◆ THE REQUEST
Can you write out all the lines word for word, with no pictures?

◆ DATA SEGMENT
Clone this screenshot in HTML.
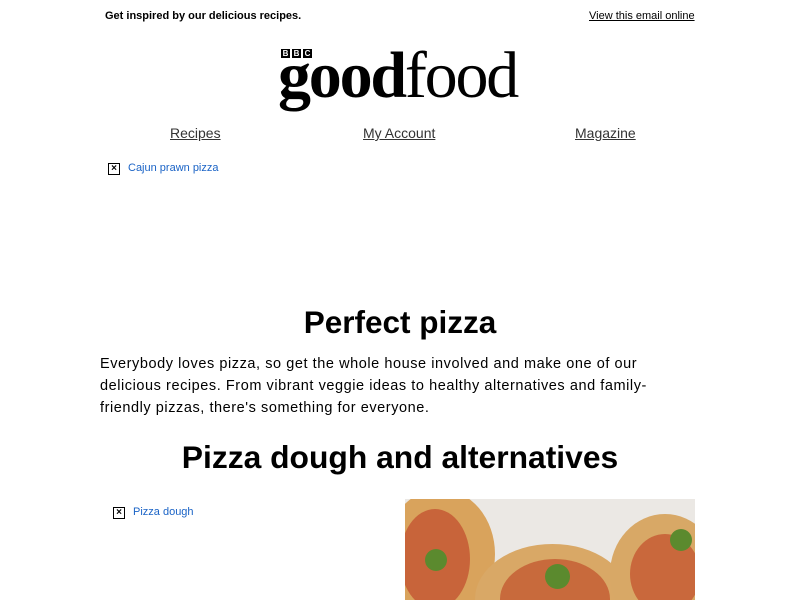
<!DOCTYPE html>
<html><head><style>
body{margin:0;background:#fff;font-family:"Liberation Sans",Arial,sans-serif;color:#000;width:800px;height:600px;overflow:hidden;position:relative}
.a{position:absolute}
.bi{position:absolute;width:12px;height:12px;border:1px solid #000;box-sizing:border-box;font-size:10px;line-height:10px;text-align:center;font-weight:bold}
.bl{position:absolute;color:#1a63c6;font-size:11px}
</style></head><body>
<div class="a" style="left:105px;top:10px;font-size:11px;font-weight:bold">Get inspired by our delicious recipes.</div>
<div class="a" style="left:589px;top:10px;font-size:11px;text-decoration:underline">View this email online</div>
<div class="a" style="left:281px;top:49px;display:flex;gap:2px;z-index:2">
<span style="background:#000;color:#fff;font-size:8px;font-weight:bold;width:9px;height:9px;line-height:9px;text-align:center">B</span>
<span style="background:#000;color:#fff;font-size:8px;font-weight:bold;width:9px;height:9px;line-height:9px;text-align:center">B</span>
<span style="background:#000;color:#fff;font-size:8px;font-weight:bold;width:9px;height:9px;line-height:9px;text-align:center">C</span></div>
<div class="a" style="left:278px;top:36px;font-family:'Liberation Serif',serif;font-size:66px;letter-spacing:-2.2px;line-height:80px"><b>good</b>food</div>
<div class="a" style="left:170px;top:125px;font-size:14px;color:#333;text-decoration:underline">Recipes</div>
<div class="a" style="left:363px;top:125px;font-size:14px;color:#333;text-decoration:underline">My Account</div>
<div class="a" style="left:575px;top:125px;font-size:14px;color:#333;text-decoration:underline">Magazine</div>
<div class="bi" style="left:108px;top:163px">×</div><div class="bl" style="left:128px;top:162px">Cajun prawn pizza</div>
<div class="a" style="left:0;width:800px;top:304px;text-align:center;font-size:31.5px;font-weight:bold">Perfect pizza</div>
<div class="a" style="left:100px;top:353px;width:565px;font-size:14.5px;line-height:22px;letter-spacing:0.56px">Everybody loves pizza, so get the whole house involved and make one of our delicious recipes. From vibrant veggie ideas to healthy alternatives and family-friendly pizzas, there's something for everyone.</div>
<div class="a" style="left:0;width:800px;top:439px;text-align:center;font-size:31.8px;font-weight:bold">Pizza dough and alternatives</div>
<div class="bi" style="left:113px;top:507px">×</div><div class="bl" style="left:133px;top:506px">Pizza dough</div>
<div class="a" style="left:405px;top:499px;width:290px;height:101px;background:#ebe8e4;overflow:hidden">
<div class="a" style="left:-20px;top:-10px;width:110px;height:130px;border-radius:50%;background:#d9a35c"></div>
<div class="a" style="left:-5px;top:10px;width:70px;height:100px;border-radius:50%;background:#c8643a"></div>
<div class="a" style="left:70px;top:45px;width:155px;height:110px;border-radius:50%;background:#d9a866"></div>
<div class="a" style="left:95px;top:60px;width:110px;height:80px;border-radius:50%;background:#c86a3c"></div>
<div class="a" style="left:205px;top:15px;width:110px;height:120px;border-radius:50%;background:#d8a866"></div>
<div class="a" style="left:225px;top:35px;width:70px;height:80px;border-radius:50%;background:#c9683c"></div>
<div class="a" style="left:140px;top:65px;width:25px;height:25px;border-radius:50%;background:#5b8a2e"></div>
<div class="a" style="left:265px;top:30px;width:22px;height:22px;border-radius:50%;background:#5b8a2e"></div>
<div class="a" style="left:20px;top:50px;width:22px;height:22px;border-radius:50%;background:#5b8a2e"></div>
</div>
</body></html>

◆ ANSWER TO THE TASK
Clone this screenshot in HTML.
<!DOCTYPE html>
<html><head><style>
body{margin:0;background:#fff;font-family:"Liberation Sans",Arial,sans-serif;color:#000;width:800px;height:600px;overflow:hidden;position:relative}
.a{position:absolute}
.bi{position:absolute;width:12px;height:12px;border:1px solid #000;box-sizing:border-box;font-size:10px;line-height:10px;text-align:center;font-weight:bold}
.bl{position:absolute;color:#1a63c6;font-size:11px}
</style></head><body>
<div class="a" style="left:105px;top:10px;font-size:11px;font-weight:bold">Get inspired by our delicious recipes.</div>
<div class="a" style="left:589px;top:10px;font-size:11px;text-decoration:underline">View this email online</div>
<div class="a" style="left:281px;top:49px;display:flex;gap:2px;z-index:2">
<span style="background:#000;color:#fff;font-size:8px;font-weight:bold;width:9px;height:9px;line-height:9px;text-align:center">B</span>
<span style="background:#000;color:#fff;font-size:8px;font-weight:bold;width:9px;height:9px;line-height:9px;text-align:center">B</span>
<span style="background:#000;color:#fff;font-size:8px;font-weight:bold;width:9px;height:9px;line-height:9px;text-align:center">C</span></div>
<div class="a" style="left:278px;top:36px;font-family:'Liberation Serif',serif;font-size:66px;letter-spacing:-2.2px;line-height:80px"><b>good</b>food</div>
<div class="a" style="left:170px;top:125px;font-size:14px;color:#333;text-decoration:underline">Recipes</div>
<div class="a" style="left:363px;top:125px;font-size:14px;color:#333;text-decoration:underline">My Account</div>
<div class="a" style="left:575px;top:125px;font-size:14px;color:#333;text-decoration:underline">Magazine</div>
<div class="bi" style="left:108px;top:163px">×</div><div class="bl" style="left:128px;top:162px">Cajun prawn pizza</div>
<div class="a" style="left:0;width:800px;top:304px;text-align:center;font-size:31.5px;font-weight:bold">Perfect pizza</div>
<div class="a" style="left:100px;top:353px;width:565px;font-size:14.5px;line-height:22px;letter-spacing:0.56px">Everybody loves pizza, so get the whole house involved and make one of our delicious recipes. From vibrant veggie ideas to healthy alternatives and family-friendly pizzas, there's something for everyone.</div>
<div class="a" style="left:0;width:800px;top:439px;text-align:center;font-size:31.8px;font-weight:bold">Pizza dough and alternatives</div>
<div class="bi" style="left:113px;top:507px">×</div><div class="bl" style="left:133px;top:506px">Pizza dough</div>
<div class="a" style="left:405px;top:499px;width:290px;height:101px;background:#ebe8e4;overflow:hidden">
<div class="a" style="left:-20px;top:-10px;width:110px;height:130px;border-radius:50%;background:#d9a35c"></div>
<div class="a" style="left:-5px;top:10px;width:70px;height:100px;border-radius:50%;background:#c8643a"></div>
<div class="a" style="left:70px;top:45px;width:155px;height:110px;border-radius:50%;background:#d9a866"></div>
<div class="a" style="left:95px;top:60px;width:110px;height:80px;border-radius:50%;background:#c86a3c"></div>
<div class="a" style="left:205px;top:15px;width:110px;height:120px;border-radius:50%;background:#d8a866"></div>
<div class="a" style="left:225px;top:35px;width:70px;height:80px;border-radius:50%;background:#c9683c"></div>
<div class="a" style="left:140px;top:65px;width:25px;height:25px;border-radius:50%;background:#5b8a2e"></div>
<div class="a" style="left:265px;top:30px;width:22px;height:22px;border-radius:50%;background:#5b8a2e"></div>
<div class="a" style="left:20px;top:50px;width:22px;height:22px;border-radius:50%;background:#5b8a2e"></div>
</div>
</body></html>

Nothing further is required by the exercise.